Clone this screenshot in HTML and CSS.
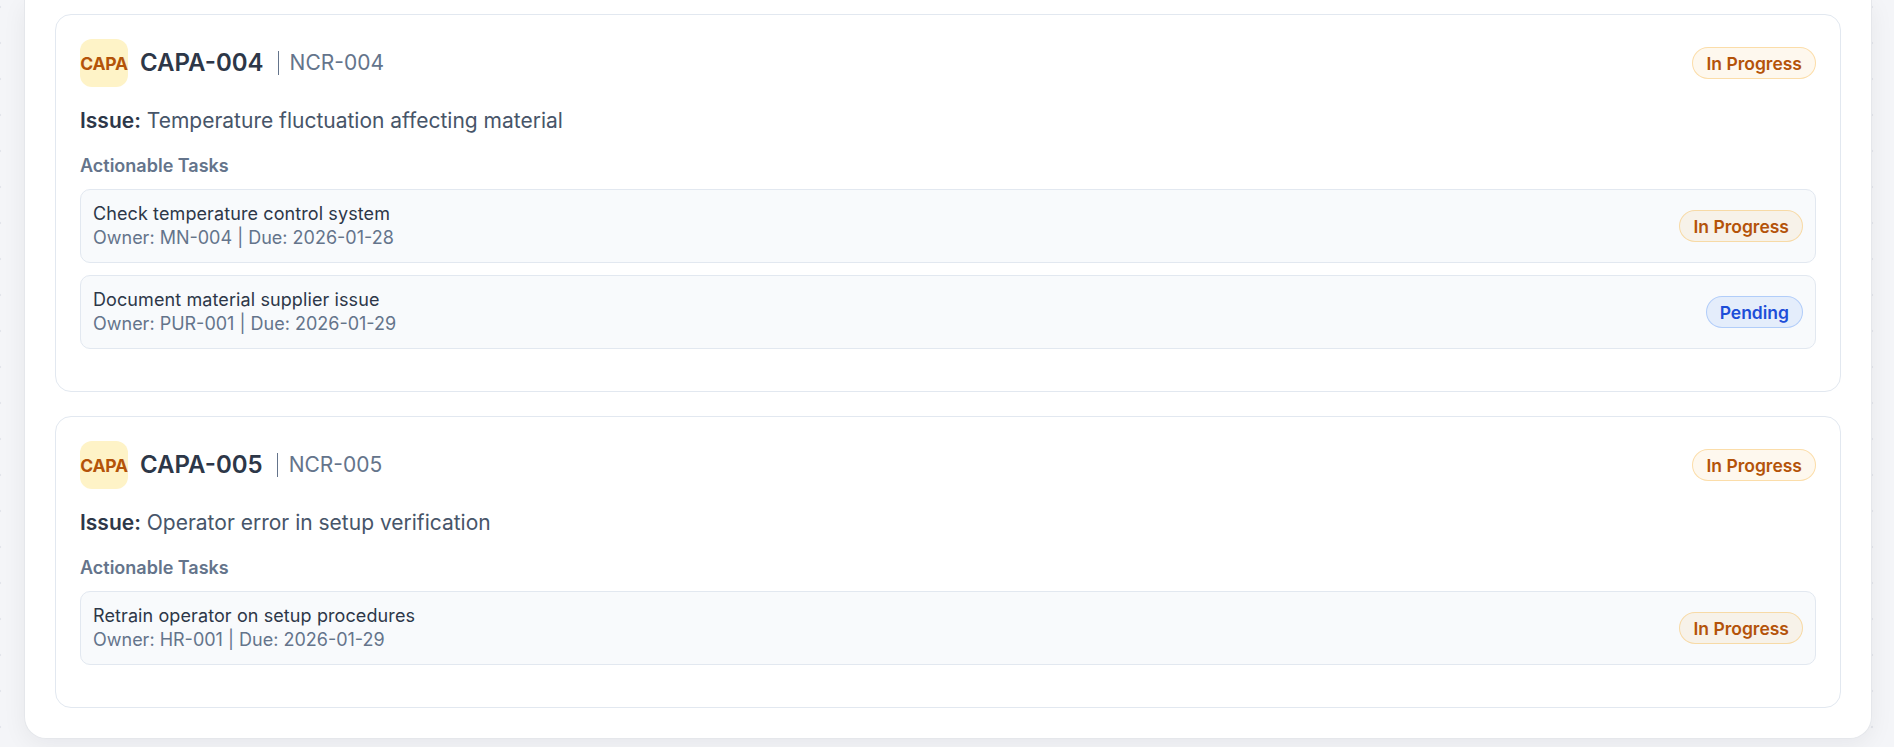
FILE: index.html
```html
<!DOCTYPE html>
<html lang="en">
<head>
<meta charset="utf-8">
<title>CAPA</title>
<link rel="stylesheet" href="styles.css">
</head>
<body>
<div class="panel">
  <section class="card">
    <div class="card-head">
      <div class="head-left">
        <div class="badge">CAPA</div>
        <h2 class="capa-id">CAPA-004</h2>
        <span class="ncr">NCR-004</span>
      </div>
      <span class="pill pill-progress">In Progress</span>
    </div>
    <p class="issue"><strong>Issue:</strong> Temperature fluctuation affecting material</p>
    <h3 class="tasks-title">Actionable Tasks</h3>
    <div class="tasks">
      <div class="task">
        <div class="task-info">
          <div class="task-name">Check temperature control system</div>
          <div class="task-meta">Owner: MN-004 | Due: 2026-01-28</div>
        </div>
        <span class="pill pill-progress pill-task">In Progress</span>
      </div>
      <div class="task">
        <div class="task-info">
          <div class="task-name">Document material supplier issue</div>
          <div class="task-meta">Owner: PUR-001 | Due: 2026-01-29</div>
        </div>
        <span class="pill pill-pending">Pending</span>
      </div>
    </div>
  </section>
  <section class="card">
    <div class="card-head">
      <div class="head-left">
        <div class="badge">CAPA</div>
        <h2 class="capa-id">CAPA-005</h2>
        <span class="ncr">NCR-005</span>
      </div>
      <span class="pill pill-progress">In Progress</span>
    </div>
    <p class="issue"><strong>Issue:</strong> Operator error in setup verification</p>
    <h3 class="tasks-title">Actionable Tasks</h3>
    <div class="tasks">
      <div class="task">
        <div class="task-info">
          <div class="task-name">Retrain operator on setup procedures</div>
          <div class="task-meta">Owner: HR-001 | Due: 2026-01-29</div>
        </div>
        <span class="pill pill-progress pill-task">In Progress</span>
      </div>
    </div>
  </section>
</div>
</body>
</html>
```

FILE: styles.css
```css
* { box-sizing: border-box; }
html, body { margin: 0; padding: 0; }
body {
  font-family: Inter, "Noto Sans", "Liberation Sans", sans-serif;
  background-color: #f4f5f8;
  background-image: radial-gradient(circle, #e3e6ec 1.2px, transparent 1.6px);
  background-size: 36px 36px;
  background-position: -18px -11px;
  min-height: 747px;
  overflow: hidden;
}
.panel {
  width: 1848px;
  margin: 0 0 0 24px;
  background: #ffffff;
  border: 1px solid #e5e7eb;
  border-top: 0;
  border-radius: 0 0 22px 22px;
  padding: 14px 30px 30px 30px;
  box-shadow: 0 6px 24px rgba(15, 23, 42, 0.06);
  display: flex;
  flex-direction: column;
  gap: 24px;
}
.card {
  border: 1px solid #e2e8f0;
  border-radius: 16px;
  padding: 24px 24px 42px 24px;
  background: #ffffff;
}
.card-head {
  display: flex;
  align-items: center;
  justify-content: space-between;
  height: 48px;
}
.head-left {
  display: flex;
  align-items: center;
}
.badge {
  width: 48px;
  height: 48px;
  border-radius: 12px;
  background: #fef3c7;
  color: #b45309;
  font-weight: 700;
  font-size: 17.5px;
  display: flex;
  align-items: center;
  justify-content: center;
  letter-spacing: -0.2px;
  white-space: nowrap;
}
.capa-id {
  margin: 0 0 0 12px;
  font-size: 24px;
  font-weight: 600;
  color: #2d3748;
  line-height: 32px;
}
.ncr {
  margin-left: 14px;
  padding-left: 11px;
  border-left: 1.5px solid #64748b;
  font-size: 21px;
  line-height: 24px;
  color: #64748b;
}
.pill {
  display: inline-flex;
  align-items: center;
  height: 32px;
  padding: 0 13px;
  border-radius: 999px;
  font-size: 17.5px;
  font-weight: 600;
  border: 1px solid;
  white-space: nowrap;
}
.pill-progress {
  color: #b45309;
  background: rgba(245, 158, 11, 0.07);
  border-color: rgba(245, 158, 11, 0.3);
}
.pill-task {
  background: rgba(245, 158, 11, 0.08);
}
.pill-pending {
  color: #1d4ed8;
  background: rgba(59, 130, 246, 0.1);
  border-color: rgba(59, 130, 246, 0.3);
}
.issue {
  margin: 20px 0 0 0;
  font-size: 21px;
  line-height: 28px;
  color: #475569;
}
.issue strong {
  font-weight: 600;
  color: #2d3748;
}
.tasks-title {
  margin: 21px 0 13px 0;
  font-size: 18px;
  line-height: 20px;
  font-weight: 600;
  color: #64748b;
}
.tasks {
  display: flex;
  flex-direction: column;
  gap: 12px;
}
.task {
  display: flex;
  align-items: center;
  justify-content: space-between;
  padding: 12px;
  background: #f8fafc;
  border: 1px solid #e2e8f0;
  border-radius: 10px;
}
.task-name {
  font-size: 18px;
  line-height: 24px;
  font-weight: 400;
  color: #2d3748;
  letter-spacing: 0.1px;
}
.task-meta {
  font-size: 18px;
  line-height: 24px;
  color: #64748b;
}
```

» Exercise description
Leave out all pictures, then copy the remaining material exactly.

» Response for this exercise
Clone this screenshot in HTML and CSS.
FILE: index.html
```html
<!DOCTYPE html>
<html lang="en">
<head>
<meta charset="utf-8">
<title>CAPA</title>
<link rel="stylesheet" href="styles.css">
</head>
<body>
<div class="panel">
  <section class="card">
    <div class="card-head">
      <div class="head-left">
        <div class="badge">CAPA</div>
        <h2 class="capa-id">CAPA-004</h2>
        <span class="ncr">NCR-004</span>
      </div>
      <span class="pill pill-progress">In Progress</span>
    </div>
    <p class="issue"><strong>Issue:</strong> Temperature fluctuation affecting material</p>
    <h3 class="tasks-title">Actionable Tasks</h3>
    <div class="tasks">
      <div class="task">
        <div class="task-info">
          <div class="task-name">Check temperature control system</div>
          <div class="task-meta">Owner: MN-004 | Due: 2026-01-28</div>
        </div>
        <span class="pill pill-progress pill-task">In Progress</span>
      </div>
      <div class="task">
        <div class="task-info">
          <div class="task-name">Document material supplier issue</div>
          <div class="task-meta">Owner: PUR-001 | Due: 2026-01-29</div>
        </div>
        <span class="pill pill-pending">Pending</span>
      </div>
    </div>
  </section>
  <section class="card">
    <div class="card-head">
      <div class="head-left">
        <div class="badge">CAPA</div>
        <h2 class="capa-id">CAPA-005</h2>
        <span class="ncr">NCR-005</span>
      </div>
      <span class="pill pill-progress">In Progress</span>
    </div>
    <p class="issue"><strong>Issue:</strong> Operator error in setup verification</p>
    <h3 class="tasks-title">Actionable Tasks</h3>
    <div class="tasks">
      <div class="task">
        <div class="task-info">
          <div class="task-name">Retrain operator on setup procedures</div>
          <div class="task-meta">Owner: HR-001 | Due: 2026-01-29</div>
        </div>
        <span class="pill pill-progress pill-task">In Progress</span>
      </div>
    </div>
  </section>
</div>
</body>
</html>
```

FILE: styles.css
```css
* { box-sizing: border-box; }
html, body { margin: 0; padding: 0; }
body {
  font-family: Inter, "Noto Sans", "Liberation Sans", sans-serif;
  background-color: #f4f5f8;
  background-image: radial-gradient(circle, #e3e6ec 1.2px, transparent 1.6px);
  background-size: 36px 36px;
  background-position: -18px -11px;
  min-height: 747px;
  overflow: hidden;
}
.panel {
  width: 1848px;
  margin: 0 0 0 24px;
  background: #ffffff;
  border: 1px solid #e5e7eb;
  border-top: 0;
  border-radius: 0 0 22px 22px;
  padding: 14px 30px 30px 30px;
  box-shadow: 0 6px 24px rgba(15, 23, 42, 0.06);
  display: flex;
  flex-direction: column;
  gap: 24px;
}
.card {
  border: 1px solid #e2e8f0;
  border-radius: 16px;
  padding: 24px 24px 42px 24px;
  background: #ffffff;
}
.card-head {
  display: flex;
  align-items: center;
  justify-content: space-between;
  height: 48px;
}
.head-left {
  display: flex;
  align-items: center;
}
.badge {
  width: 48px;
  height: 48px;
  border-radius: 12px;
  background: #fef3c7;
  color: #b45309;
  font-weight: 700;
  font-size: 17.5px;
  display: flex;
  align-items: center;
  justify-content: center;
  letter-spacing: -0.2px;
  white-space: nowrap;
}
.capa-id {
  margin: 0 0 0 12px;
  font-size: 24px;
  font-weight: 600;
  color: #2d3748;
  line-height: 32px;
}
.ncr {
  margin-left: 14px;
  padding-left: 11px;
  border-left: 1.5px solid #64748b;
  font-size: 21px;
  line-height: 24px;
  color: #64748b;
}
.pill {
  display: inline-flex;
  align-items: center;
  height: 32px;
  padding: 0 13px;
  border-radius: 999px;
  font-size: 17.5px;
  font-weight: 600;
  border: 1px solid;
  white-space: nowrap;
}
.pill-progress {
  color: #b45309;
  background: rgba(245, 158, 11, 0.07);
  border-color: rgba(245, 158, 11, 0.3);
}
.pill-task {
  background: rgba(245, 158, 11, 0.08);
}
.pill-pending {
  color: #1d4ed8;
  background: rgba(59, 130, 246, 0.1);
  border-color: rgba(59, 130, 246, 0.3);
}
.issue {
  margin: 20px 0 0 0;
  font-size: 21px;
  line-height: 28px;
  color: #475569;
}
.issue strong {
  font-weight: 600;
  color: #2d3748;
}
.tasks-title {
  margin: 21px 0 13px 0;
  font-size: 18px;
  line-height: 20px;
  font-weight: 600;
  color: #64748b;
}
.tasks {
  display: flex;
  flex-direction: column;
  gap: 12px;
}
.task {
  display: flex;
  align-items: center;
  justify-content: space-between;
  padding: 12px;
  background: #f8fafc;
  border: 1px solid #e2e8f0;
  border-radius: 10px;
}
.task-name {
  font-size: 18px;
  line-height: 24px;
  font-weight: 400;
  color: #2d3748;
  letter-spacing: 0.1px;
}
.task-meta {
  font-size: 18px;
  line-height: 24px;
  color: #64748b;
}
```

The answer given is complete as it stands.